Ma a distanza di poco tempo l’immagine della diplomazia cinese era apparsa particolarmente spigolosa e aggressiva. E così a fine maggio l’uomo di Pechino a Roma rilasciò un’intervista al Corriere della Sera per spiegare che l’etichetta di lupi guerrieri, a lui spesso appiccicata, non è “adeguata”: “Forse sarebbe una metafora più azzeccata parlare di ‘Kung Fu Panda’”. Così, su Formiche.net, ci eravamo chiesti se non fosse stato il flop a medio termine di quella strategia aggressiva a suggerire ai funzionari di Pechino in Italia di svestire i panni di lupi guerrieri per indossare quelli di paciosi panda.

IL PRECENDENTE DEL FLASH MOD LEGHISTA…

Ma poco più tardi, a inizio luglio, alla faccia della non ingerenza a cui Pechino spesso invita gli altri Paesi del mondo (più recentemente su Taiwan, isola considerata parte della Cina) l’Ambasciata cinese a Roma aveva protestato contro il flash mob organizzato dalla Lega per difendere Hong Kong. In quell’occasione la diplomazia cinese mise nel mirino direttamente il leader della Lega Matteo Salvini: “Tali politici, che avevano denunciato gli atti di violenza e criminalità che hanno avuto luogo sul territorio italiano e avanzato proposte volte a rafforzare le misure legislative in materia di ordine pubblico, di fronte alle deliberate violazioni della legge da parte dei violenti di Hong Kong, che sfociano persino in crimini di separatismo, fingono invece di non vedere e non sentire”, si leggeva nella nota. A cui risposero così il segretario della Lega e il responsabile del dipartimento Esteri del partito, Giancarlo Giorgetti: “L’ambasciata cinese non si azzardi a paragonare la Cina all’Italia. A Pechino non esistono partiti alternativi a quello comunista, l’opposizione è imbavagliata, a Hong Kong vengono arrestati perfino i ragazzini con inaudita violenza”.
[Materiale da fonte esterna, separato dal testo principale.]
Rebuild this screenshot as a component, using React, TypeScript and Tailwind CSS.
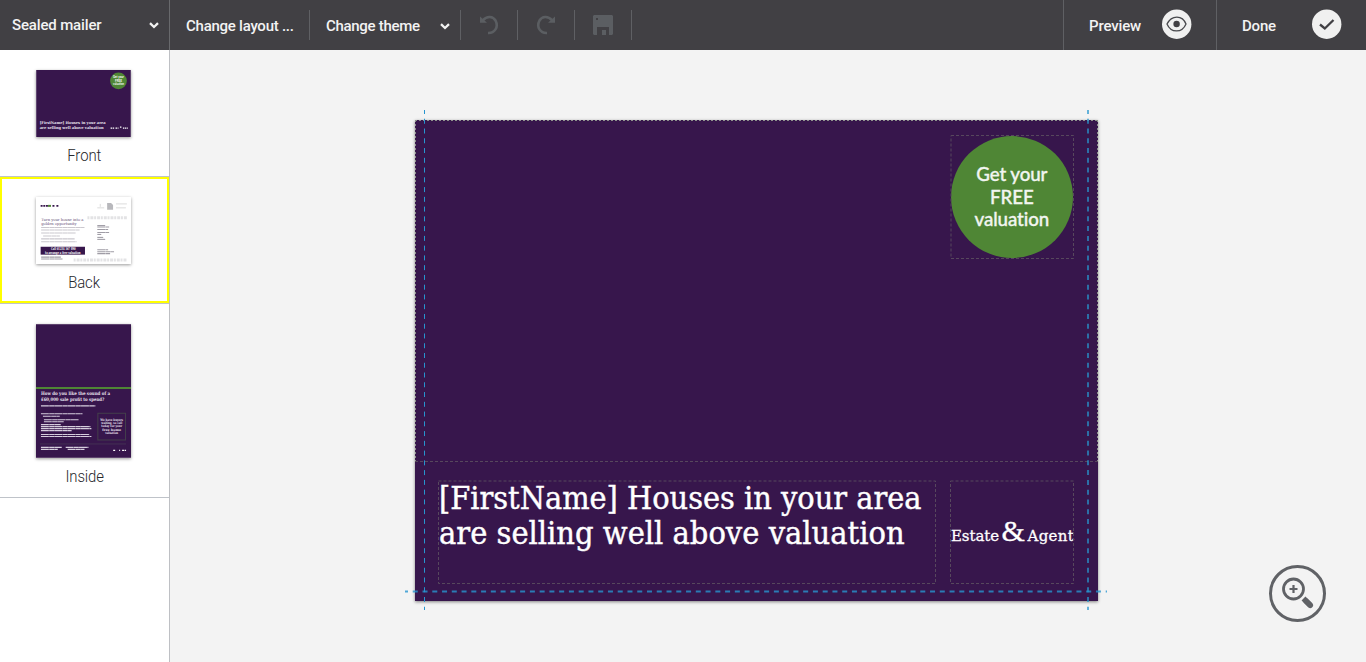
import type { ReactNode } from "react";

function Chevron() {
  return (
    <svg width="10" height="7" viewBox="0 0 10 7" fill="none" stroke="#f3f3f3" strokeWidth="2.300">
      <path d="M1 1.200 5 5l4-3.800" />
    </svg>
  );
}

function IconCell({ children }: { children: ReactNode }) {
  return <div className="flex h-[30px] w-[57px] items-center justify-center border-r border-[#5f6064] text-[#5b5e62]">{children}</div>;
}

function Undo({ flip = false }: { flip?: boolean }) {
  return (
    <svg width="20" height="20" viewBox="0 0 20 20" fill="none" className={flip ? "-scale-x-100" : ""}>
      <path d="M4 5.200C8.200 .5 14 1.300 16.500 5.500C20 12.200 15.500 18.300 9 18" stroke="currentColor" strokeWidth="2.600" />
      <path d="M1 1.500v6.300h7z" fill="currentColor" />
    </svg>
  );
}

function Toolbar() {
  return (
    <header className="flex h-[50px] shrink-0 items-center bg-[#414044] font-['Roboto',sans-serif] text-[15px] font-medium text-[#f3f3f3]">
      <div className="flex h-full w-[170px] items-center justify-between border-r border-[#68696c] pr-[10px] pl-3">
        <span className="tracking-[-0.15px]">Sealed mailer</span>
        <Chevron />
      </div>
      <div className="flex h-[30px] w-[140px] items-center border-r border-[#5f6064] pl-4 whitespace-nowrap">
        <span className="pt-0.5 tracking-[-0.25px]">Change layout ...</span>
      </div>
      <div className="flex h-[30px] w-[151px] items-center justify-between border-r border-[#5f6064] pt-0.5 pr-[10px] pl-4">
        <span className="tracking-[-0.3px]">Change theme</span>
        <Chevron />
      </div>
      <IconCell><Undo /></IconCell>
      <IconCell><Undo flip /></IconCell>
      <IconCell>
        <svg width="20" height="20" viewBox="0 0 20 20" fill="currentColor">
          <path fillRule="evenodd" d="M1 0h18l1 1v18l-1 1h-3v-8H4v8H1l-1-1V1zM3 3v2h2V3zM9 15h4v5H9z" />
        </svg>
      </IconCell>
      <div className="ml-auto flex h-full items-center">
        <div className="flex h-full w-[153px] items-center justify-between border-l border-[#5f6064] pr-[24px] pl-[25px]">
          <span className="pt-0.5 tracking-[-0.15px]">Preview</span>
          <svg width="30" height="30" viewBox="0 0 30 30" className="-mt-0.5">
            <circle cx="14.700" cy="15.200" r="14.700" fill="#f0f0f0" />
            <path d="M5 15C9.500 5.700 20.500 5.700 24 15 20 24.300 9 24.300 5 15z" fill="none" stroke="#47484c" strokeWidth="1.300" />
            <circle cx="14.600" cy="15" r="3.200" fill="#414044" />
          </svg>
        </div>
        <div className="flex h-full w-[150px] items-center justify-between border-l border-[#5f6064] pr-[24px] pl-[25px]">
          <span className="pt-0.5 tracking-[-0.2px]">Done</span>
          <svg width="30" height="30" viewBox="0 0 30 30" className="-mt-0.5">
            <circle cx="14.700" cy="15.200" r="14.700" fill="#f0f0f0" />
            <path d="m8 15.500 4.800 4L21.500 11" fill="none" stroke="#414044" strokeWidth="2.300" />
          </svg>
        </div>
      </div>
    </header>
  );
}

const PURPLE = "#37164c";

function Line({ x, y, w, children, size = 4, color = "#e8e1ed", bold = true, serif = true }: { x: number; y: number; w: number; children: string; size?: number; color?: string; bold?: boolean; serif?: boolean }) {
  return <text x={x} y={y} textLength={w} lengthAdjust="spacingAndGlyphs" fontSize={size} fill={color} fontWeight={bold ? 700 : 400} fontFamily={serif ? "DejaVu Serif, serif" : "Lato, sans-serif"}>{children}</text>;
}

function Bars({ rows, color }: { rows: number[][]; color: string }) {
  return <>{rows.map(([x, y, w], i) => <path key={i} d={`M${x} ${y}h${w}`} stroke={color} strokeWidth="1.100" strokeDasharray="8 .3 5 .2" />)}</>;
}

function FrontThumb() {
  return (
    <svg width="95" height="67" viewBox="0 0 96 68" className="mb-px shadow-[0_1px_3px_#0006]">
      <rect width="96" height="68" fill={PURPLE} />
      <circle cx="83.500" cy="11" r="8.500" fill="#4f8635" />
      <Line x={78} y={8.500} w={11} size={3.500} serif={false} color="#fff">Get your</Line>
      <Line x={80} y={12} w={7} size={3.500} serif={false} color="#fff">FREE</Line>
      <Line x={78} y={15.500} w={11} size={3.500} serif={false} color="#fff">valuation</Line>
      <Line x={3.500} y={54.500} w={67}>[FirstName] Houses in your area</Line>
      <Line x={3.500} y={59.500} w={65}>are selling well above valuation</Line>
      <path d="M75.500 59h4m1 0h3m1.500-1h2m1 1h5" stroke="#fff" strokeWidth="1.200" strokeDasharray="1.500 .6" />
    </svg>
  );
}

function BackThumb() {
  return (
    <svg width="95" height="67" viewBox="0 0 96 68" className="mb-px shadow-[0_1px_3px_#0006]">
      <rect width="96" height="68" fill="#fff" />
      <path d="M4.500 9h8m4 0h2m2 0h2" stroke={PURPLE} strokeWidth="1.800" strokeDasharray="2 .7" />
      <path d="M12 9h3" stroke="#4f8635" strokeWidth="2" />
      <path d="M62 11h7m-4-4v3M81 7h11m-11 4h10" stroke="#ccc" strokeWidth=".7" />
      <path d="M72 6h4l2 2v5h-6z" fill="#b8b8bc" />
      <Line x={5} y={24} w={43} color="#655078" bold={false}>Turn your house into a</Line>
      <Line x={5} y={28} w={36} color="#655078" bold={false}>golden opportunity</Line>
      <path d="M52 21h40M38 64h54" stroke="#e3e3e5" strokeWidth="3" strokeDasharray="2 1 3 .8" />
      <Bars color="#cac7ce" rows={[[5, 31, 44], [5, 33.500, 39], [5, 36.500, 35], [7, 39.500, 17], [5, 42.500, 34], [5, 45.500, 36]]} />
      <Bars color="#9f9ca5" rows={[[62, 29, 8], [62, 30.500, 12], [62, 33, 11], [62, 36, 12], [62, 38, 4], [62, 41, 6], [62, 43, 8], [62, 53.500, 11], [62, 55.500, 17], [62, 57.500, 13], [5, 61, 20], [5, 63, 22]]} />
      <rect x="4.500" y="50.500" width="45" height="8" fill={PURPLE} />
      <Line x={15} y={54} w={25} color="#fff">Call 01234 567 890</Line>
      <Line x={9} y={57.500} w={36} color="#fff">to arrange a free valuation</Line>
    </svg>
  );
}

function InsideThumb() {
  return (
    <svg width="95" height="134" viewBox="0 0 96 135" className="mb-px shadow-[0_1px_3px_#0006]">
      <rect width="96" height="135" fill={PURPLE} />
      <path d="M0 64.500h96" stroke="#4f8635" strokeWidth="2" />
      <rect x="62.500" y="90" width="28" height="27" fill="none" stroke="#44404b" />
      <Line x={5} y={72} w={70} size={4.800}>How do you like the sound of a</Line>
      <Line x={5} y={78} w={64} size={4.800}>£60,000 sale profit to spend?</Line>
      <Bars color="#d6cedd" rows={[[5, 82.500, 55], [5, 90.500, 42], [7, 93, 17], [8, 96.500, 35], [8, 98.500, 20], [5, 101.500, 20], [5, 103.500, 50], [5, 105.500, 51], [5, 107.500, 31], [5, 111.500, 49], [5, 113.500, 51], [5, 124.500, 21], [5, 126.500, 17], [30, 124.500, 23], [32, 126.500, 17]]} />
      <Line x={65} y={97.500} w={23} size={3.500}>We have buyers</Line>
      <Line x={66} y={100.900} w={21} size={3.500}>waiting, so call</Line>
      <Line x={66} y={104.300} w={21} size={3.500}>today for your</Line>
      <Line x={67} y={107.700} w={19} size={3.500}>free home</Line>
      <Line x={70} y={111} w={13} size={3.500}>valuation</Line>
      <path d="M4 121h87" stroke="#4a3b55" strokeWidth=".7" />
      <path d="M78 127.500h2m4 0h1m2 0h4" stroke="#fff" strokeWidth="1.300" strokeDasharray="2 .6" />
    </svg>
  );
}

function PageItem({ label, children, selected = false, tall = false }: { label: string; children: ReactNode; selected?: boolean; tall?: boolean }) {
  return (
    <div className={`flex flex-col items-center border-b border-b-[#bfc3c9] pt-5 pr-[2px] ${tall ? "h-[194px]" : "h-[127px]"} ${selected ? "shadow-[inset_0_0_0_2px_#ffff00]" : ""}`}>
      {children}
      <span className="mt-[6px] ml-0.5 scale-x-[0.93] text-[16px] leading-6 font-light tracking-[-0.1px] text-[#26272b]">{label}</span>
    </div>
  );
}

function Artboard() {
  return (
    <div className="relative mt-[70px] ml-[245px] h-[481px] w-[683px] bg-[#37164c] text-white shadow-[0_1px_3px_#0007]">
      <div className="absolute top-[15px] left-[535px] flex h-[124px] w-[124px] items-center justify-center">
        <div className="flex h-[122px] w-[122px] items-center justify-center rounded-full bg-[#4f8635] text-center font-['Lato',sans-serif] text-[19.500px] leading-[22.500px] font-medium tracking-[-0.1px] text-[#f2f5f0]">
          <span className="scale-x-[0.96] [-webkit-text-stroke:0.350px_#f2f5f0]">Get your<br />FREE<br />valuation</span>
        </div>
      </div>
      <div className="absolute top-[361px] left-[24px] w-[497px] font-['DejaVu_Serif_Condensed','DejaVu_Serif',serif] text-[31px] leading-[35px] whitespace-nowrap [-webkit-text-stroke:0.400px_#fff]">
        <div className="w-max origin-left scale-x-[1.035]">[FirstName] Houses in your area</div>
        <div className="w-max origin-left scale-x-[1.040]">are selling well above valuation</div>
      </div>
      <div className="absolute top-[395px] left-[536px] flex w-[123px] items-baseline justify-between font-['DejaVu_Serif',serif] text-[15px] leading-8 whitespace-nowrap [-webkit-text-stroke:0.300px_#fff]">
        <span className="tracking-[-0.1px]">Estate</span>
        <span className="-mx-1 font-['Liberation_Serif',serif] text-[30px]">&amp;</span>
        <span className="tracking-[0.3px]">Agent</span>
      </div>
      <svg className="pointer-events-none absolute -top-[10px] -left-[10px]" width="703" height="501" viewBox="405 110 703 501" fill="none">
        <g stroke="#57485d" strokeDasharray="3 2">
          <path d="M415 461.500h683" />
          <rect x="951" y="135.500" width="122.500" height="123" />
          <rect x="438.500" y="481" width="497" height="102.500" />
          <rect x="950.500" y="481" width="123" height="102.500" />
        </g>
        <path d="M415 120.500h683M415.500 120v341M1097.500 120v341" stroke="#8d918c" strokeDasharray="2 2" />
        <g stroke="#2795cf" strokeDasharray="5 4.760">
          <path d="M424.500 110v500" strokeDashoffset="1" />
          <path d="M1088 110v500" strokeWidth="2" opacity=".7" strokeDashoffset="1" />
          <path d="M405 591.500h702" strokeWidth="2" opacity=".8" strokeDashoffset="2" />
        </g>
      </svg>
    </div>
  );
}

export default function App() {
  return (
    <div className="flex h-[662px] w-full flex-col overflow-hidden bg-[#f3f3f3] font-['Roboto',sans-serif]">
      <Toolbar />
      <div className="flex min-h-0 flex-1">
        <aside className="w-[170px] shrink-0 border-r border-[#bec0c4] bg-white">
          <PageItem label="Front"><FrontThumb /></PageItem>
          <PageItem label="Back" selected><BackThumb /></PageItem>
          <PageItem label="Inside" tall><InsideThumb /></PageItem>
        </aside>
        <main className="relative flex-1">
          <div className="flex"><Artboard /></div>
          <button aria-label="Zoom in" className="absolute right-10 bottom-10">
            <svg width="57" height="57" viewBox="0 0 57 57" fill="none" stroke="#606266">
              <circle cx="28.500" cy="28.500" r="27" strokeWidth="3" />
              <circle cx="24.500" cy="24" r="10" strokeWidth="2.800" />
              <path d="M20.500 24h8M24.500 20v8" strokeWidth="2.200" />
              <path d="m34.500 33.500 7 7" strokeWidth="5.500" />
              <path d="m37 36 4.300 4.300" strokeWidth="5.500" strokeLinecap="round" />
            </svg>
          </button>
        </main>
      </div>
    </div>
  );
}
… E QUELLO CON JOSHUA WONG

Un fatto simile era accaduto qualche mese prima, a novembre dell’anno scorso, quando l’Ambasciata protestò per la partecipazione di Joshua Wong, uno dei volti del movimento pro democrazia a Hong Kong, a un evento alla sala stampa del Senato, su invito del Partito radicale e di Fratelli d’Italia. I parlamentari bi-partisan che hanno preso parte all’iniziativa, aveva dichiarato allora l’Ambasciata cinese a Roma, hanno fornito “una piattaforma per un separatista pro-indipendenza di Hong Kong e supportato ‘la violenza e il crimine'”. Parole a cui rispose duramente il ministro Luigi Di Maio invitando il governo cinese a “rispettare le conferenze che approfondiscono le questioni di livello internazionale”, anche quando non sono di suo gradimento: “I legami commerciali con tanti altri Paesi non possono mettere in discussione il rispetto delle nostre istituzioni, del nostro Parlamento e del nostro governo”.